Studio album by Carl Perkins
- Released: 1989
- Studio: Creative (Berry Hill, Tennessee)
- Label: Universal
- Producer: Brent Maher, Don Potter

Carl Perkins chronology
| Disciple in Blue Suede Shoes (1984) | Born to Rock (1989) | Friends, Family & Legends (1992) |

= Born to Rock (album) =

Born to Rock is an album by the American musician Carl Perkins, released in 1989. It was considered to be an attempt to replicate Roy Orbison's late-career success.

==Production==
The album was produced by Brent Maher and Don Potter. Some of its songs were cowritten by Perkins's sons, Greg and Stan. The title track is an autobiographical song. The Jordanaires contributed to the album.

Born to Rock included a few prototypical country songs.

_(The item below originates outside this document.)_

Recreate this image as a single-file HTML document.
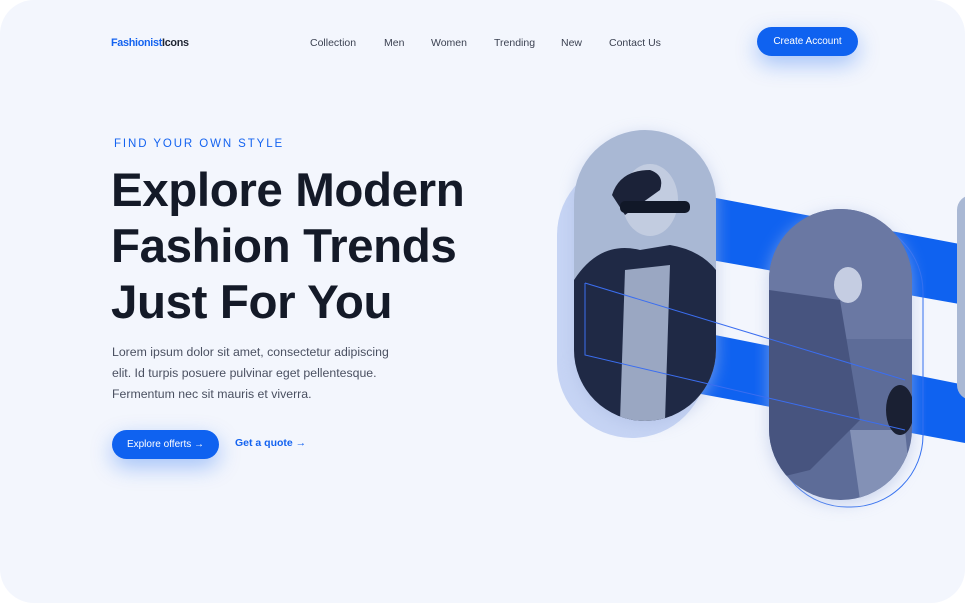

Perkins later expressed displeasure with the album, commenting that he wished it had a stronger rockabilly sound.

==Critical reception==

Rolling Stone wrote that, "unlike many early rockers who coast through contractual-obligation records with glazed indifference, Perkins sounds feverishly interested in the ten tracks here." The Los Angeles Times thought that the album "covers the old rockabilly style with jumping, humorous numbers delivered in a cottony, amiable voice that is an obvious influence for such younger performers as John Hiatt."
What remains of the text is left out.